When he was about 11, Brian's mum Nike started legal action to get him back.
Terrifed
Sue said: "He had to tell a court and social services that he wanted to stay with me. It has always been Brian's choice. He did find it very distressing and difficult. By then he'd grown up with me. He was happy where he was."
Sue won a residency order to care for Brian until he was 17. He severed links with Gbola and Nike, only making contact again when he turned 18.
Sue revealed that as well as coping with the feud between herself and his real parents, Brian went through hell at the hands of racist bullies. She explained: "He has been called out and bullied for being black on many occasions.
"One time, when a boy kept on at him for weeks, he did slap him. Then the boy left him alone. He's not usually violent at all. Brian is very, very laid back."

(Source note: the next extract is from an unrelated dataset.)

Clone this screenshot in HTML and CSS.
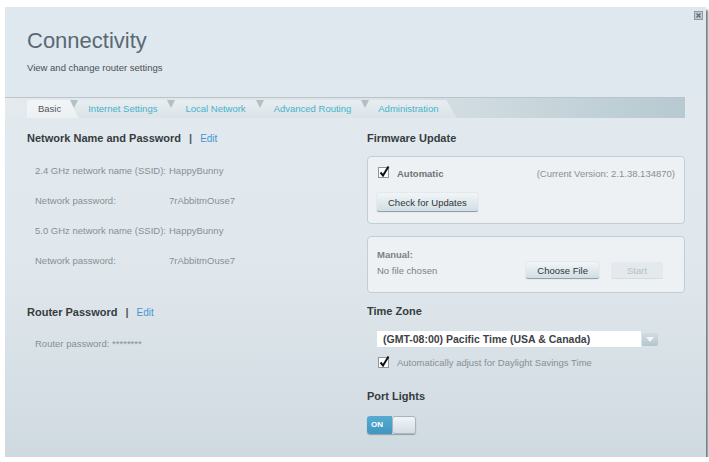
FILE: index.html
```html
<!DOCTYPE html>
<html lang="en">
<head>
    <meta charset="UTF-8">
    <meta name="viewport" content="width=device-width, initial-scale=1.0">
    <title>Connectivity</title>
    <link rel="stylesheet" href="styles.css">
</head>
<body>
    <div class="window">
        <div class="header">
            <span class="close">
                <svg width="9" height="9" viewBox="0 0 9 9">
                    <rect x="0.5" y="0.5" width="8" height="8" fill="#c3cbd0" stroke="#8e989e"/>
                    <path d="M2.5 2.5 L6.5 6.5 M6.5 2.5 L2.5 6.5" stroke="#5f686d" stroke-width="1.3"/>
                </svg>
            </span>
            <h1>Connectivity</h1>
            <p class="subtitle">View and change router settings</p>
        </div>

        <div class="tabbar">
            <div class="tab active">Basic</div>
            <div class="tab">Internet Settings</div>
            <div class="tab">Local Network</div>
            <div class="tab">Advanced Routing</div>
            <div class="tab last">Administration</div>
        </div>

        <div class="content">
            <div class="col">
                <h2>Network Name and Password<span class="sep">|</span><a class="edit">Edit</a></h2>
                <div class="rows">
                    <div class="row"><span class="label">2.4 GHz network name (SSID):</span><span>HappyBunny</span></div>
                    <div class="row"><span class="label">Network password:</span><span>7rAbbitmOuse7</span></div>
                    <div class="row"><span class="label">5.0 GHz network name (SSID):</span><span>HappyBunny</span></div>
                    <div class="row"><span class="label">Network password:</span><span>7rAbbitmOuse7</span></div>
                </div>

                <h2 class="router-head">Router Password<span class="sep">|</span><a class="edit">Edit</a></h2>
                <div class="rows">
                    <div class="row">Router password: ********</div>
                </div>
            </div>

            <div class="col">
                <h2>Firmware Update</h2>
                <div class="box auto-box">
                    <div class="auto-row">
                        <label class="check strong">
                            <svg class="checkbox" width="12" height="13" viewBox="0 0 12 13">
                                <rect x="0.5" y="2.5" width="10" height="10" fill="#fff" stroke="#8d979c"/>
                                <path d="M2.5 7.5 L5 10.5 L10.5 1.5" fill="none" stroke="#111" stroke-width="2"/>
                            </svg>
                            Automatic
                        </label>
                        <span class="version">(Current Version: 2.1.38.134870)</span>
                    </div>
                    <button class="btn big">Check for Updates</button>
                </div>

                <div class="box manual-box">
                    <div class="manual-title">Manual:</div>
                    <div class="manual-row">
                        <span class="nofile">No file chosen</span>
                        <button class="btn">Choose File</button>
                        <button class="btn disabled">Start</button>
                    </div>
                </div>

                <h2 class="tz-head">Time Zone</h2>
                <div class="select">
                    <span class="select-value">(GMT-08:00) Pacific Time (USA &amp; Canada)</span>
                    <span class="arrow">
                        <svg width="8" height="5" viewBox="0 0 8 5"><path d="M0 0 L8 0 L4 5 Z" fill="#f3f6f8"/></svg>
                    </span>
                </div>
                <label class="check dst">
                    <svg class="checkbox" width="12" height="13" viewBox="0 0 12 13">
                        <rect x="0.5" y="2.5" width="10" height="10" fill="#fff" stroke="#8d979c"/>
                        <path d="M2.5 7.5 L5 10.5 L10.5 1.5" fill="none" stroke="#111" stroke-width="2"/>
                    </svg>
                    Automatically adjust for Daylight Savings Time
                </label>

                <h2 class="lights-head">Port Lights</h2>
                <div class="toggle">
                    <span class="on">ON</span>
                    <span class="knob"></span>
                </div>
            </div>
        </div>
    </div>
</body>
</html>
```

FILE: styles.css
```css
body {
    margin: 0;
    background-color: #fff;
    font-family: "Liberation Sans", Arial, sans-serif;
}

.window {
    position: relative;
    margin: 7px 0 0 5px;
    width: 701px;
    height: 450px;
    background: linear-gradient(#e3eaef, #e1e8ed 55%, #cfdae0);
    box-shadow: 2px 3px 2px rgba(70, 76, 80, 0.75);
}

/* header */
.header {
    height: 90px;
    box-sizing: border-box;
    padding: 21px 22px 0;
    background-color: #dfe8ef;
}

.close {
    position: absolute;
    top: 4px;
    right: 3px;
    line-height: 0;
}

h1 {
    margin: 0;
    font-size: 22px;
    line-height: 25px;
    font-weight: normal;
    color: #5a6973;
}

.subtitle {
    margin: 9px 0 0;
    font-size: 9.5px;
    line-height: 12px;
    color: #4a4f53;
}

/* tabs */
.tabbar {
    display: flex;
    align-items: flex-end;
    height: 21px;
    box-sizing: border-box;
    margin-right: 21px;
    padding-left: 22px;
    border-top: 1px solid #bac4c9;
    background: linear-gradient(to right, #e4eaed 0%, #dae3e7 55%, #b7c9d1 100%);
}

.tab {
    position: relative;
    height: 18px;
    line-height: 18px;
    padding: 0 14px;
    font-size: 9.5px;
    color: #45b3cb;
    background: linear-gradient(#e7edf0, #dce4e8);
    border-top-left-radius: 3px;
}

.tab::before {
    content: "";
    position: absolute;
    top: 0;
    left: -4px;
    z-index: 2;
    border-left: 4px solid transparent;
    border-right: 4px solid transparent;
    border-top: 8px solid #b3c0c6;
}

.tab.active {
    z-index: 1;
    margin-right: -4px;
    padding: 0 17px 0 11px;
    color: #555;
    background: linear-gradient(#f2f5f7, #ecf1f4);
    clip-path: polygon(0 0, calc(100% - 8px) 0, 100% 100%, 0 100%);
}

.tab.active::before {
    display: none;
}

.tab.last {
    padding: 0 18px 0 13px;
    clip-path: polygon(-10px 0, calc(100% - 10px) 0, 100% 100%, -10px 100%);
}

/* content */
.content {
    display: grid;
    grid-template-columns: 340px 318px;
    padding: 13px 0 0 22px;
}

h2 {
    margin: 0;
    font-size: 11px;
    line-height: 14px;
    font-weight: bold;
    color: #363c40;
}

.sep {
    margin: 0 8px;
    color: #50585d;
}

.edit {
    font-size: 10px;
    font-weight: normal;
    color: #4796d2;
}

.rows {
    margin-top: 10px;
}

.row {
    height: 30px;
    line-height: 30px;
    padding-left: 8px;
    font-size: 9.5px;
    color: #898f93;
}

.label {
    display: inline-block;
    width: 134px;
}

.router-head {
    margin-top: 29px;
}

.rows + .router-head + .rows {
    margin-top: 9px;
}

/* firmware boxes */
.box {
    margin-top: 11px;
    border: 1px solid #c4cdd2;
    border-radius: 4px;
    background-color: #edf1f4;
}

.auto-box {
    height: 68px;
    box-sizing: border-box;
    padding: 9px 9px 0 10px;
}

.auto-row {
    display: flex;
    justify-content: space-between;
    align-items: center;
    height: 14px;
}

.check {
    display: flex;
    align-items: center;
    font-size: 9.5px;
    color: #898f93;
}

.check.strong {
    font-weight: bold;
    color: #6e7478;
}

.checkbox {
    margin-right: 7px;
    margin-top: -3px;
}

.version {
    font-size: 9.5px;
    color: #898f93;
}

.btn {
    height: 17px;
    padding: 0 11px;
    font-family: "Liberation Sans", Arial, sans-serif;
    font-size: 9.5px;
    color: #2f3438;
    border: none;
    border-bottom: 1px solid #8fa3ad;
    border-radius: 2px;
    background: linear-gradient(#f1f5f7, #d2dee4);
    box-shadow: 0 0 1px rgba(90, 110, 120, 0.5);
}

.btn.big {
    height: 19px;
    margin: 13px 0 0 -1px;
}

.manual-box {
    height: 57px;
    box-sizing: border-box;
    margin-top: 12px;
    padding: 12px 21px 0 9px;
}

.manual-title {
    font-size: 9.5px;
    line-height: 12px;
    font-weight: bold;
    color: #7b8185;
}

.manual-row {
    display: flex;
    align-items: center;
    gap: 12px;
    margin-top: 1px;
}

.nofile {
    flex: 1;
    font-size: 9.5px;
    color: #7b8185;
}

.btn.disabled {
    width: 52px;
    color: #b8c0c4;
    border-bottom-color: #d6dde1;
    background: #e3e9ec;
    box-shadow: none;
}

/* time zone */
.tz-head {
    margin-top: 11px;
}

.select {
    display: flex;
    align-items: center;
    margin: 13px 0 0 10px;
    width: 281px;
}

.select-value {
    flex: 1;
    height: 16px;
    line-height: 16px;
    padding-left: 6px;
    font-size: 10.5px;
    font-weight: bold;
    color: #3d4246;
    background-color: #fff;
    border-bottom: 1px solid #d8e0e4;
}

.arrow {
    display: flex;
    align-items: center;
    justify-content: center;
    width: 16px;
    height: 13px;
    margin-left: 1px;
    border-radius: 2px;
    background: linear-gradient(#d0dde3, #b3c5ce);
}

.dst {
    margin: 9px 0 0 11px;
    line-height: 12px;
}

.dst .checkbox {
    margin-right: 7px;
}

.lights-head {
    margin-top: 20px;
}

.toggle {
    display: flex;
    width: 49px;
    height: 18px;
    margin-top: 13px;
    border-radius: 3px;
    overflow: hidden;
    box-shadow: 0 1px 1px rgba(80, 100, 110, 0.5);
}

.on {
    width: 25px;
    line-height: 18px;
    padding-left: 4px;
    box-sizing: border-box;
    font-size: 8px;
    font-weight: bold;
    color: #fff;
    background: linear-gradient(#58abd0, #3f96bf);
}

.knob {
    flex: 1;
    border: 1px solid #a6b6be;
    border-radius: 3px;
    background: linear-gradient(#f1f5f7, #d3dee4);
}
```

But one incident left him absolutely terrified. "One day three white boys pulled up in a car and were giving him abuse. He was very shaky. He phoned me up to come and get him. He was on his own and devastated," said Sue.
Before the taunts began taking their toll, Brian was like a pre-school Robbie Williams, said Sue.
She said: "He was such a happy-go-lucky boy before he realised what went on. He always liked to entertain us."